Collected material:
+++
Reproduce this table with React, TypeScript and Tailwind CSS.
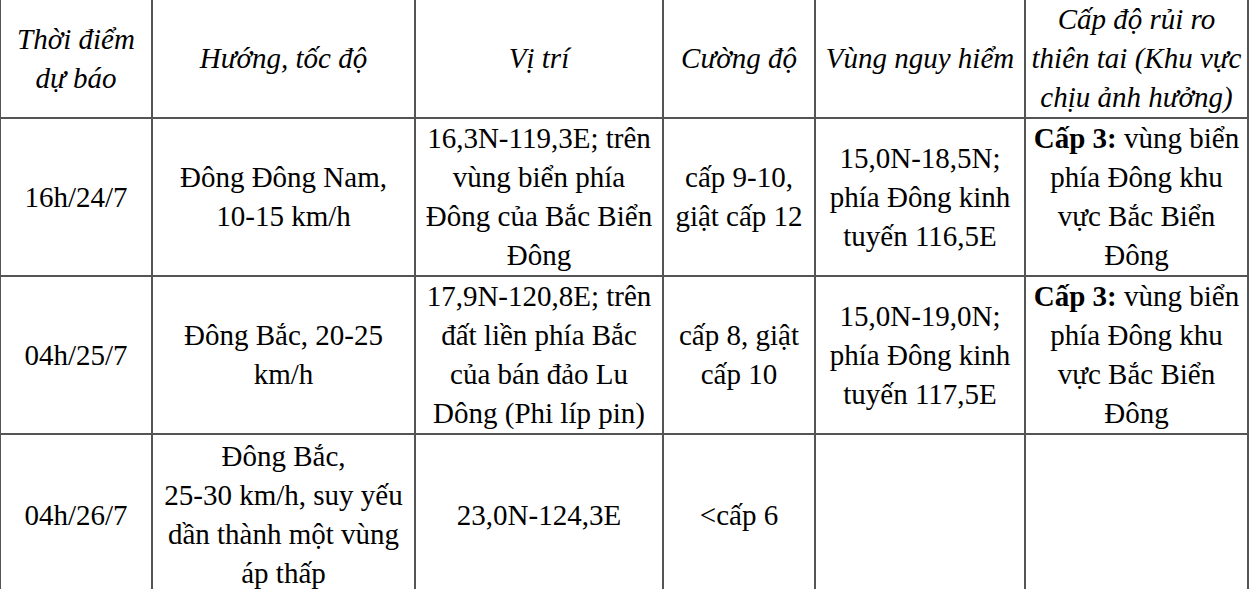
const header = [
  ["Thời điểm", "dự báo"],
  ["Hướng, tốc độ"],
  ["Vị trí"],
  ["Cường độ"],
  ["Vùng nguy hiểm"],
  ["Cấp độ rủi ro", "thiên tai (Khu vực", "chịu ảnh hưởng)"],
];

type Cell = { lines: string[]; bold?: string };

const rows: { h: string; cells: Cell[] }[] = [
  {
    h: "h-[156px]",
    cells: [
      { lines: ["16h/24/7"] },
      { lines: ["Đông Đông Nam,", "10-15 km/h"] },
      { lines: ["16,3N-119,3E; trên", "vùng biển phía", "Đông của Bắc Biển", "Đông"] },
      { lines: ["cấp 9-10,", "giật cấp 12"] },
      { lines: ["15,0N-18,5N;", "phía Đông kinh", "tuyến 116,5E"] },
      { bold: "Cấp 3:", lines: [" vùng biển", "phía Đông khu", "vực Bắc Biển", "Đông"] },
    ],
  },
  {
    h: "h-[156px]",
    cells: [
      { lines: ["04h/25/7"] },
      { lines: ["Đông Bắc, 20-25", "km/h"] },
      { lines: ["17,9N-120,8E; trên", "đất liền phía Bắc", "của bán đảo Lu", "Dông (Phi líp pin)"] },
      { lines: ["cấp 8, giật", "cấp 10"] },
      { lines: ["15,0N-19,0N;", "phía Đông kinh", "tuyến 117,5E"] },
      { bold: "Cấp 3:", lines: [" vùng biển", "phía Đông khu", "vực Bắc Biển", "Đông"] },
    ],
  },
  {
    h: "h-[160px]",
    cells: [
      { lines: ["04h/26/7"] },
      { lines: ["Đông Bắc,", "25-30 km/h, suy yếu", "dần thành một vùng", "áp thấp"] },
      { lines: ["23,0N-124,3E"] },
      { lines: ["<cấp 6"] },
      { lines: [] },
      { lines: [] },
    ],
  },
];

function CellBox({ cell, h }: { cell: Cell; h: string }) {
  return (
    <div className={`${h} bg-white flex items-center justify-center text-center overflow-hidden`}>
      <div>
        {cell.lines.map((line, i) => (
          <div key={i} className="whitespace-pre">
            {i === 0 && cell.bold && <b>{cell.bold}</b>}
            {line}
          </div>
        ))}
      </div>
    </div>
  );
}

export default function App() {
  return (
    <div className="w-[1249px] h-[589px] overflow-hidden bg-white">
      <div className="-ml-[1px] -mt-[2px] w-[1250px] grid grid-cols-[150px_261px_246px_150px_208px_221px] gap-[2px] p-[2px] bg-[#555] text-black text-[29px] leading-[39px] font-['Liberation_Serif','Times_New_Roman',serif]">
        {header.map((lines, i) => (
          <div key={i} className="h-[117px] bg-white flex items-center justify-center text-center italic overflow-hidden">
            <div>
              {lines.map((l, j) => (
                <div key={j} className="whitespace-nowrap">{l}</div>
              ))}
            </div>
          </div>
        ))}
        {rows.map((row, r) =>
          row.cells.map((cell, c) => <CellBox key={`${r}-${c}`} cell={cell} h={row.h} />)
        )}
      </div>
    </div>
  );
}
+++
Written task: Exclude the pictures. Write out the remaining data exactly.

Exercise answer:
Reproduce this table with React, TypeScript and Tailwind CSS.
const header = [
  ["Thời điểm", "dự báo"],
  ["Hướng, tốc độ"],
  ["Vị trí"],
  ["Cường độ"],
  ["Vùng nguy hiểm"],
  ["Cấp độ rủi ro", "thiên tai (Khu vực", "chịu ảnh hưởng)"],
];

type Cell = { lines: string[]; bold?: string };

const rows: { h: string; cells: Cell[] }[] = [
  {
    h: "h-[156px]",
    cells: [
      { lines: ["16h/24/7"] },
      { lines: ["Đông Đông Nam,", "10-15 km/h"] },
      { lines: ["16,3N-119,3E; trên", "vùng biển phía", "Đông của Bắc Biển", "Đông"] },
      { lines: ["cấp 9-10,", "giật cấp 12"] },
      { lines: ["15,0N-18,5N;", "phía Đông kinh", "tuyến 116,5E"] },
      { bold: "Cấp 3:", lines: [" vùng biển", "phía Đông khu", "vực Bắc Biển", "Đông"] },
    ],
  },
  {
    h: "h-[156px]",
    cells: [
      { lines: ["04h/25/7"] },
      { lines: ["Đông Bắc, 20-25", "km/h"] },
      { lines: ["17,9N-120,8E; trên", "đất liền phía Bắc", "của bán đảo Lu", "Dông (Phi líp pin)"] },
      { lines: ["cấp 8, giật", "cấp 10"] },
      { lines: ["15,0N-19,0N;", "phía Đông kinh", "tuyến 117,5E"] },
      { bold: "Cấp 3:", lines: [" vùng biển", "phía Đông khu", "vực Bắc Biển", "Đông"] },
    ],
  },
  {
    h: "h-[160px]",
    cells: [
      { lines: ["04h/26/7"] },
      { lines: ["Đông Bắc,", "25-30 km/h, suy yếu", "dần thành một vùng", "áp thấp"] },
      { lines: ["23,0N-124,3E"] },
      { lines: ["<cấp 6"] },
      { lines: [] },
      { lines: [] },
    ],
  },
];

function CellBox({ cell, h }: { cell: Cell; h: string }) {
  return (
    <div className={`${h} bg-white flex items-center justify-center text-center overflow-hidden`}>
      <div>
        {cell.lines.map((line, i) => (
          <div key={i} className="whitespace-pre">
            {i === 0 && cell.bold && <b>{cell.bold}</b>}
            {line}
          </div>
        ))}
      </div>
    </div>
  );
}

export default function App() {
  return (
    <div className="w-[1249px] h-[589px] overflow-hidden bg-white">
      <div className="-ml-[1px] -mt-[2px] w-[1250px] grid grid-cols-[150px_261px_246px_150px_208px_221px] gap-[2px] p-[2px] bg-[#555] text-black text-[29px] leading-[39px] font-['Liberation_Serif','Times_New_Roman',serif]">
        {header.map((lines, i) => (
          <div key={i} className="h-[117px] bg-white flex items-center justify-center text-center italic overflow-hidden">
            <div>
              {lines.map((l, j) => (
                <div key={j} className="whitespace-nowrap">{l}</div>
              ))}
            </div>
          </div>
        ))}
        {rows.map((row, r) =>
          row.cells.map((cell, c) => <CellBox key={`${r}-${c}`} cell={cell} h={row.h} />)
        )}
      </div>
    </div>
  );
}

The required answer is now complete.